Thèse de doctorat en Informatique
Soutenue le 18-12-2015
à Toulouse 1 , dans le cadre de École doctorale Mathématiques, informatique et télécommunications (Toulouse) , en partenariat avec Institut de Recherche en Informatique de Toulouse (1995-....) (équipe de recherche) .
Le résumé en français n'a pas été communiqué par l'auteur.
When they grow in size, knowledge bases (KBs) tend to include sets of axioms which are intuitively absurd but nonetheless logically consistent. This is particularly true of data expressed in OWL, as part of the Semantic Web framework, which favors the aggregation of set of statements from multiple sources of knowledge, with overlapping signatures.Identifying nonsense is essential if one wants to avoid undesired inferences, but the sparse usage of negation within these datasets generally prevents the detection of such cases on a strict logical basis. And even if the KB is inconsistent, identifying the axioms responsible for the nonsense remains a non trivial task. This thesis investigates the usage of automatically gathered linguistic evidence in order to detect and repair violations of common sense within such datasets. The main intuition consists in exploiting distributional similarity between named individuals of an input KB, in order to identify consequences which are unlikely to hold if the rest of the KB does. Then the repair phase consists in selecting axioms to be preferably discarded (or at least amended) in order to get rid of the nonsense.

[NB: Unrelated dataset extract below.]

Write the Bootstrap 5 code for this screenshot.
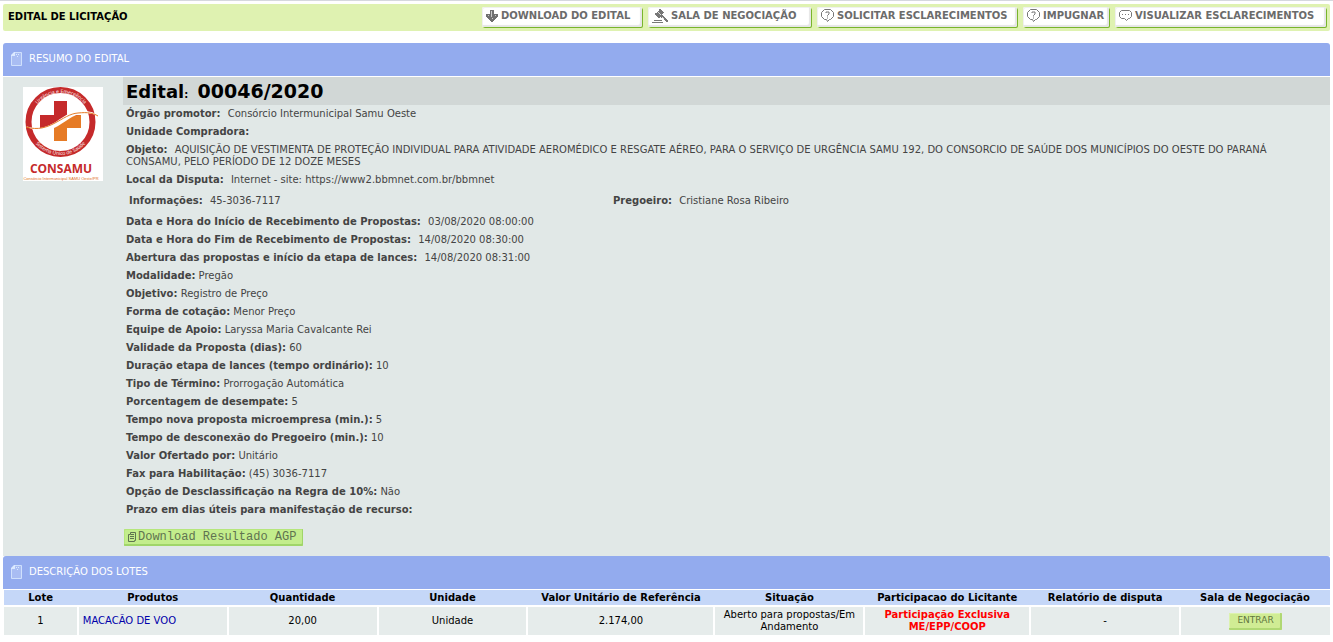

A second strategy is also presented, which consists in strengthening the input KB with a foundational ontology, in order to obtain an inconsistency, before performing a form of knowledge base debugging/revision which incorporates this linguistic input. This last step may also be applied directly to an inconsistent input KB. These propositions are evaluated with different sets of statements issued from the Linked Open Data cloud, as well as datasets of a higher quality, but which were automatically degraded for the evaluation. The results seem to indicate that distributional evidence may actually constitute a relevant common ground for deciding between conflicting axioms.